A camisa com essa medida (vara) era, na Inglaterra, colocada nos condenados à morte. No particular, o ministro Marco Aurélio, com a liminar, levou ao patíbulo a ética e a transparência.

Conhecido como novidadeiro, Marco Aurélio, como aponta o jurista Joaquim Falcão, teve 73% de posicionamentos vencidos em julgamentos de questões constitucionais. No caso do CNJ, ele contou com um “abraço de afogado” dado pela Associação de Magistrados Brasileiros (AMB).

Uma medida liminar só pode ser concedida quando existir urgência. E essa urgência é verificável, medida, mesurada, diante do risco de dano irreparável ou de difícil reparação.

A expressão latina periculum in mora é utilizada pelos autores de obras sobre as primeiras linhas do direito processual para ensinar que o atraso, a mora, pode prejudicar a satisfação da sentença final. No caso da liminar de Marco Aurélio, a urgência era nenhuma.

O CNJ já afastou, mediante atuação autônoma, diversos magistrados por desvios funcionais, como o ministro Paulo Medina, do Superior Tribunal de Justiça (STJ) e ex-presidente da Associação de Magistrados Brasileiros.
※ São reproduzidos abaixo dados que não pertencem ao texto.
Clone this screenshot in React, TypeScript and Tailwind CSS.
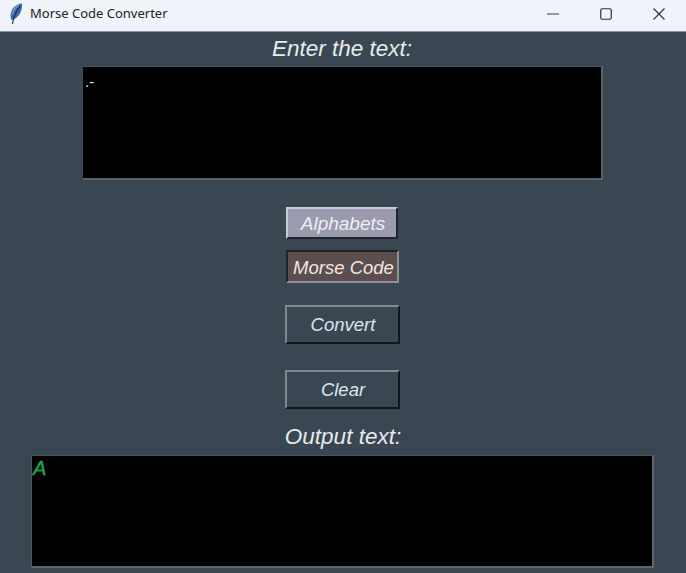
import React from "react";

const FONT = "font-['Liberation_Sans',Arial,sans-serif]";

function Feather() {
  return (
    <svg width="14" height="22" viewBox="0 0 14 22" className="shrink-0">
      <path d="M13 0.5 C8.5 0.5 3.5 4 2 9.5 C1.3 12.5 1.6 15 2.6 17 C7 16 10.5 12.5 12 8 C12.8 5.5 13.3 3 13 0.5 Z" fill="#3d6aa8" />
      <path d="M11.5 2.5 C8.5 6 5 11 3.4 21" fill="none" stroke="#26344d" strokeWidth="1.2" />
      <path d="M10 2.5 C6.5 4 4.5 7 3.4 11" fill="none" stroke="#86a8d6" strokeWidth="1.1" />
    </svg>
  );
}

export default function App() {
  return (
    <div className={`${FONT} w-[686px] h-[573px] overflow-hidden flex flex-col bg-[#3a4752]`}>
      <div className="h-[32px] shrink-0 flex items-center pb-[4px] bg-[#f0f3f9] border-b border-[#8c959d]">
        <div className="pl-[9px] pr-[7px] flex items-center">
          <Feather />
        </div>
        <span className="font-['Noto_Sans','Open_Sans',sans-serif] text-[13px] text-[#1f2226]">Morse Code Converter</span>
        <div className="ml-auto flex items-center h-full">
          <div className="w-[54px] flex justify-center">
            <svg width="12" height="2" viewBox="0 0 12 2"><path d="M0 1H12" stroke="#3a3d42" strokeWidth="1" /></svg>
          </div>
          <div className="w-[52px] flex justify-center">
            <svg width="12" height="12" viewBox="0 0 12 12"><rect x="0.75" y="0.75" width="10.5" height="10.5" rx="1.5" fill="none" stroke="#2c2f33" strokeWidth="1.2" /></svg>
          </div>
          <div className="w-[54px] flex justify-center">
            <svg width="12" height="12" viewBox="0 0 12 12"><path d="M0.5 0.5L11.5 11.5M11.5 0.5L0.5 11.5" stroke="#2c2f33" strokeWidth="1.1" /></svg>
          </div>
        </div>
      </div>

      <div className="flex flex-col items-center flex-1">
        <div className="h-[34px] mr-[2px] flex items-center text-[22.5px] italic text-[#e6ebee] leading-none">Enter the text:</div>
        <div className="w-[520px] h-[114px] bg-black border-r-2 border-b-2 border-[#5a6269] border-t border-t-[#4b545b] px-[2px] pt-[7px] text-[15px] leading-[16px] text-[#e8e8e8]">
          .-
        </div>

        <button className="mt-[27px] mr-[2px] w-[112px] h-[32px] bg-[#9c9aae] border-2 border-t-[#c5cbd3] border-l-[#c5cbd3] border-r-[#20262b] border-b-[#20262b] pl-[2px] text-[19px] italic text-[#eeeef2] leading-none">
          Alphabets
        </button>
        <button className="mt-[11px] mr-[2px] w-[113px] h-[33px] bg-[#5c4e4e] border-2 border-t-[#1f2226] border-l-[#1f2226] border-r-[#8b9299] border-b-[#8b9299] pt-[3px] pl-[3px] text-[18.5px] italic whitespace-nowrap text-[#eee7e2] leading-none">
          Morse Code
        </button>
        <button className="mt-[22px] mr-[2px] w-[115px] h-[39px] bg-[#3a4752] border-2 border-t-[#7d8991] border-l-[#7d8991] border-r-[#12181c] border-b-[#12181c] pt-[2px] pl-[2px] text-[18.5px] italic text-[#dce3e8] leading-none">
          Convert
        </button>
        <button className="mt-[26px] mr-[2px] w-[115px] h-[39px] bg-[#3a4752] border-2 border-t-[#7d8991] border-l-[#7d8991] border-r-[#12181c] border-b-[#12181c] pt-[2px] pl-[2px] text-[18.5px] italic text-[#dce3e8] leading-none">
          Clear
        </button>

        <div className="mt-[12px] mb-[2px] h-[32px] flex items-center text-[22.5px] italic text-[#e6ebee] leading-none">Output text:</div>
        <div className="w-[623px] mr-[1px] h-[113px] bg-black border-l border-l-[#4b545b] border-r-2 border-b-2 border-[#5f676e] border-t border-t-[#4b545b] pl-[1px] pt-[1px] text-[20px] leading-[22px] italic text-[#18a84f] [-webkit-text-stroke:0.4px_#18a84f]">
          A
        </div>
      </div>
    </div>
  );
}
Os ministros do STF, em sessão plenária ocorrida em setembro do ano de 2011, retiraram de pauta o julgamento de ação direta de inconstitucionalidade (Adin) sobre a atividade correcional do CNJ. Fosse urgente a questão, os ministros não teriam adiado o julgamento. No STF tramitam mais de 30 ações, incluídas as de magistrados sancionados, a questionar a competência do CNJ. A prevalecer o entendimento aureliano, tudo será anulado e juízes reintegrados às funções.

O posicionamento de Marco Aurélio é conhecido desde 2004 e insistente, apesar da clareza do dispositivo constitucional: “Compete ao CNJ conhecer das reclamações contra membros ou órgãos judiciários”. Para Marco Aurélio, o CNJ nas fiscalizações só pode atuar subsidiariamente, ou seja, apenas estaria legitimado a agir na inércia ou incúria das corregedorias estaduais ou federais. Tal entendimento é minoritário na doutrina brasileira, que entende concorrentes as funções.

A integrar esse quadro surreal não se deve esquecer a liminar do ministro Ricardo Lewandowski, apesar de correições anteriores realizadas em diferentes tribunais estaduais. Essa liminar nada urgente suspendeu as correições no Tribunal de Justiça de São Paulo, em face de suspeitas de indevidos favorecimentos a um grupo seleto de desembargadores.

O CNJ, é bom lembrar, nasceu de uma reforma do Judiciário que durou cerca de 11 anos. Quando sancionada, o presidente Lula avisou que o CNJ abriria a “caixa-preta” do Judiciário. Mais comedido, o ministro da Justiça, Márcio Thomaz Bastos, falou em órgão de controle externo da Magistratura brasileira. O órgão não é de controle externo e, também, não fiscaliza toda a Magistratura: o STF, por interpretação em causa própria e distante do espírito do legislador, entende estar imune ao CNJ. O CNJ decorreu de uma exigência da sociedade, inconformada com a atuação das corregedorias dos tribunais.